In the material below, find all lines with the string "this" and copy them.
--- START Data lines ---
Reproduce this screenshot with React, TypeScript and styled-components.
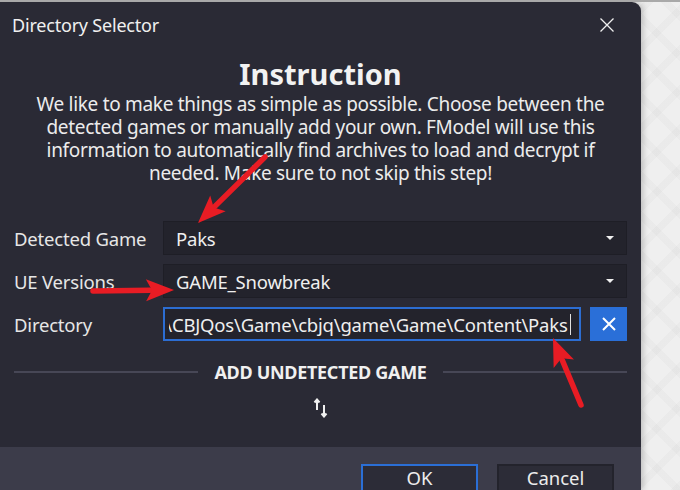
import React, { useLayoutEffect, useRef } from "react";
import styled, { createGlobalStyle } from "styled-components";

const GlobalStyle = createGlobalStyle`
  html, body { margin: 0; padding: 0; }
  body { font-family: "Noto Sans", "Open Sans", sans-serif; background: #efefef; }
  * { box-sizing: border-box; }
`;

const Page = styled.div`
  position: relative;
  width: 680px;
  height: 490px;
  overflow: hidden;
  display: flex;
  align-items: flex-start;
  background-color: #efefef;
  background-image:
    repeating-linear-gradient(45deg, rgba(0,0,0,0.018) 0 7px, transparent 7px 28px),
    repeating-linear-gradient(-45deg, rgba(0,0,0,0.018) 0 7px, transparent 7px 28px);
  border-top: 2px solid #a9a9a9;
`;

const Dialog = styled.div`
  width: 641px;
  height: 488px;
  background: #2a2a35;
  border-radius: 0 9px 0 0;
  box-shadow: 2px 0 6px rgba(0, 0, 0, 0.22);
  display: flex;
  flex-direction: column;
  color: #ececec;
  overflow: hidden;
`;

const TitleBar = styled.div`
  height: 46px;
  padding: 0 26px 0 12px;
  display: flex;
  align-items: center;
  justify-content: space-between;
`;

const Title = styled.div`
  font-size: 18px;
  color: #f0f0f0;
  letter-spacing: -0.2px;
`;

const CloseIcon = styled.svg`
  width: 16px;
  height: 16px;
  display: block;
`;

const Body = styled.div`
  display: flex;
  flex-direction: column;
  padding: 0 14px 0 14px;
`;

const Heading = styled.h1`
  margin: 9px 0 0;
  text-align: center;
  font-size: 29px;
  font-weight: 700;
  line-height: 33px;
  color: #f2f2f2;
`;

const Paragraph = styled.p`
  margin: 3px 0 0;
  text-align: center;
  font-size: 19px;
  line-height: 23px;
  color: #ececec;
  letter-spacing: -0.3px;
  padding: 0 2px;
`;

const Form = styled.div`
  margin-top: 36px;
  display: flex;
  flex-direction: column;
  gap: 9px;
`;

const Row = styled.div`
  display: grid;
  grid-template-columns: 149px minmax(0, 1fr);
  align-items: center;
  height: 34px;
`;

const Label = styled.div`
  font-size: 18.5px;
  color: #e6e6e6;
  letter-spacing: -0.2px;
`;

const Combo = styled.div`
  height: 34px;
  background: #23232c;
  border: 1px solid #1e1e26;
  display: flex;
  align-items: center;
  justify-content: space-between;
  padding: 0 12px 0 12px;
  font-size: 18.5px;
  color: #efefef;
  letter-spacing: -0.2px;
`;

const Caret = styled.span`
  width: 0;
  height: 0;
  border-left: 4px solid transparent;
  border-right: 4px solid transparent;
  border-top: 4px solid #f0f0f0;
`;

const PathRow = styled.div`
  display: flex;
  gap: 9px;
  height: 34px;
  min-width: 0;
`;

const PathField = styled.div`
  position: relative;
  flex: 1;
  min-width: 0;
  height: 34px;
`;

const PathInput = styled.input`
  width: 100%;
  height: 34px;
  border: 2px solid #2c6dd2;
  background: #23232c;
  outline: none;
  padding: 0 11px 0 4px;
  font-family: "Noto Sans", "Open Sans", sans-serif;
  font-size: 18.5px;
  color: #efefef;
  letter-spacing: -0.2px;
  caret-color: transparent;
`;

const TextCaret = styled.span`
  position: absolute;
  right: 10px;
  top: 7px;
  width: 1px;
  height: 21px;
  background: #e0e0e0;
`;

const ClearButton = styled.button`
  flex-shrink: 0;
  width: 37px;
  height: 34px;
  border: none;
  background: #2a6fd8;
  display: flex;
  align-items: center;
  justify-content: center;
  padding: 0;
`;

const Divider = styled.div`
  margin-top: 19px;
  display: flex;
  align-items: center;
  gap: 16px;
  &::before, &::after {
    content: "";
    flex: 1;
    height: 2px;
    background: #474756;
  }
`;

const DividerText = styled.span`
  font-size: 18px;
  font-weight: 700;
  color: #f0f0f0;
  letter-spacing: -0.3px;
`;

const SwapIcon = styled.svg`
  display: block;
  margin: 14px auto 0;
  width: 16px;
  height: 20px;
`;

const Footer = styled.div`
  margin-top: auto;
  height: 43px;
  background: #3c3c4a;
  display: flex;
  justify-content: flex-end;
  align-items: flex-start;
  gap: 19px;
  padding: 17px 27px 0 0;
`;

const FooterButton = styled.button<{ $primary?: boolean }>`
  width: 117px;
  height: 34px;
  background: #2c2c37;
  border: 2px solid ${(p) => (p.$primary ? "#2b6fd6" : "#23232c")};
  color: #ececec;
  font-family: "Noto Sans", "Open Sans", sans-serif;
  font-size: 18.5px;
  line-height: 22px;
  display: flex;
  justify-content: center;
  align-items: flex-start;
  padding: 1px 0 0;
`;

const Overlay = styled.svg`
  position: absolute;
  left: 0;
  top: -2px;
  width: 680px;
  height: 490px;
  pointer-events: none;
`;

type ArrowProps = { x1: number; y1: number; x2: number; y2: number };

function Arrow({ x1, y1, x2, y2 }: ArrowProps) {
  const dx = x2 - x1;
  const dy = y2 - y1;
  const len = Math.hypot(dx, dy);
  const ux = dx / len;
  const uy = dy / len;
  const hl = 28;
  const hw = 11;
  const bx = x2 - hl * ux;
  const by = y2 - hl * uy;
  const nx = -uy;
  const ny = ux;
  const lx = x2 - (hl - 4) * ux;
  const ly = y2 - (hl - 4) * uy;
  return (
    <g>
      <line x1={x1} y1={y1} x2={lx} y2={ly} stroke="#e81c24" strokeWidth={5.5} strokeLinecap="round" />
      <polygon
        points={`${x2},${y2} ${bx + hw * nx},${by + hw * ny} ${bx + 6 * ux},${by + 6 * uy} ${bx - hw * nx},${by - hw * ny}`}
        fill="#e81c24"
      />
    </g>
  );
}

const PATH = "D:\\Snowbreak\\CBJQos\\Game\\cbjq\\game\\Game\\Content\\Paks";

function DirectoryInput() {
  const ref = useRef<HTMLInputElement>(null);
  useLayoutEffect(() => {
    const el = ref.current;
    if (el) el.scrollLeft = el.scrollWidth;
  }, []);
  return (
    <PathField>
      <PathInput ref={ref} defaultValue={PATH} spellCheck={false} />
      <TextCaret />
    </PathField>
  );
}

export default function App() {
  return (
    <>
      <GlobalStyle />
      <Page>
        <Dialog>
          <TitleBar>
            <Title>Directory Selector</Title>
            <CloseIcon viewBox="0 0 16 16">
              <path d="M1.5 1.5 L14.5 14.5 M14.5 1.5 L1.5 14.5" stroke="#f0f0f0" strokeWidth="1.3" />
            </CloseIcon>
          </TitleBar>
          <Body>
            <Heading>Instruction</Heading>
            <Paragraph>
              We like to make things as simple as possible. Choose between the detected games or manually add your
              own. FModel will use this information to automatically find archives to load and decrypt if needed. Make
              sure to not skip this step!
            </Paragraph>
            <Form>
              <Row>
                <Label>Detected Game</Label>
                <Combo>
                  <span>Paks</span>
                  <Caret />
                </Combo>
              </Row>
              <Row>
                <Label>UE Versions</Label>
                <Combo>
                  <span>GAME_Snowbreak</span>
                  <Caret />
                </Combo>
              </Row>
              <Row>
                <Label>Directory</Label>
                <PathRow>
                  <DirectoryInput />
                  <ClearButton aria-label="Clear">
                    <svg width="16" height="16" viewBox="0 0 16 16">
                      <path d="M2 2 L14 14 M14 2 L2 14" stroke="#ffffff" strokeWidth="2" />
                    </svg>
                  </ClearButton>
                </PathRow>
              </Row>
            </Form>
            <Divider>
              <DividerText>ADD UNDETECTED GAME</DividerText>
            </Divider>
            <SwapIcon viewBox="0 0 16 20">
              <path d="M4 12 V2 M1.5 4.5 L4 1.5 L6.5 4.5" stroke="#f0f0f0" strokeWidth="2" fill="none" />
              <path d="M11 7 V18 M8.5 15.5 L11 18.5 L13.5 15.5" stroke="#f0f0f0" strokeWidth="2" fill="none" />
            </SwapIcon>
          </Body>
          <Footer>
            <FooterButton $primary>OK</FooterButton>
            <FooterButton>Cancel</FooterButton>
          </Footer>
        </Dialog>
        <Overlay viewBox="0 0 680 490">
          <Arrow x1={265} y1={157} x2={198} y2={223} />
          <Arrow x1={93} y1={291} x2={174} y2={290} />
          <Arrow x1={581} y1={405} x2={553} y2={338} />
        </Overlay>
      </Page>
    </>
  );
}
--- END Data lines ---
Exercise response =>
Reproduce this screenshot with React, TypeScript and styled-components.
              own. FModel will use this information to automatically find archives to load and decrypt if needed. Make
              sure to not skip this step!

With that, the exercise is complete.